Hi! I'm having trouble with this question, i'm really only having problems with what actually happens in the reaction, any help very welcome.

"25.0cm3 amount of a solution containing both iron (II) and iron (III) sulphates required 21.9cm3 of 0.02M potassium dichromate solution for oxidation. A further 25.0cm of the same solution after reduction required 36.6cm3 of the same dichromate. Calculate the concentration of the Fe(2+) and Fe(3+) in g/dm3."

I think i understand the first bit of the question; Fe(2+) is oxidised to Fe(3+) and Cr2O7(2-) is reduced to Cr(3+) giving the half equations:

Fe(2+) --> Fe(3+) + e(-)
Cr2O7(2-) + 14H(+) + 6e(-) --> 2Cr(3+) + 7H2O

combined gives...

6Fe(2+) + Cr2O7(2-) + 14H(+) --> 6Fe(3+) + 2Cr(3+) + 7H2O

Ok! I think thats right (if not please correct me!) but then what happens to the iron (IIII) sulphate? Is it also oxidised?

And then we get onto the second part of the question. I think that there are only Fe(3+) ions in the solution now because all the Fe(2+) have been oxidised, but then what happens when you add more dichromate? Does it form...Fe2O3?

Help really appreciated!

[Borek]

iron (IIII) sulphate?

Huh?

In the second titration you have REDUCED all Fe³⁺ present to Fe²⁺ before titration.

[Lou Reed]

iron (IIII) sulphate?

Huh?

meant iron III sorry!

In the second titration you have REDUCED all Fe³⁺ present to Fe²⁺ before titration.

Ohhhh...so...25.0cm3 of Fe(2+) requires 36.6cm3 0.02M potassium dichromate to titrate it?

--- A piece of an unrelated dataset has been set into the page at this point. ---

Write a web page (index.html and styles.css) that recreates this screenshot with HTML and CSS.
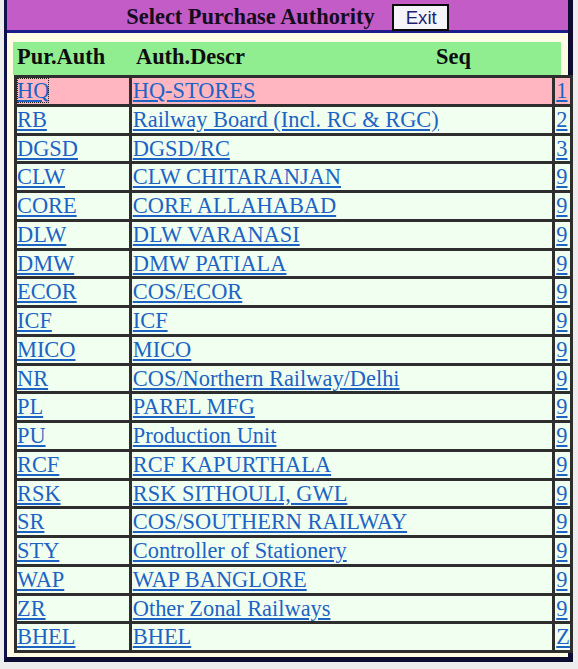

What about the first step then? Does only the Fe(2+) react (oxidise) does the Fe(3+) not do anything?

Thanks!

[Lou Reed]

Anyways i got concentrations to be:

Fe(2+): 5.87gdm-3
Fe(3+): 3.94gdm-3

to 3 sig figs

If anyone can be bothered checking id be really grateful!

[Borek]

Looks OK.

Checked with stoichiometry calculator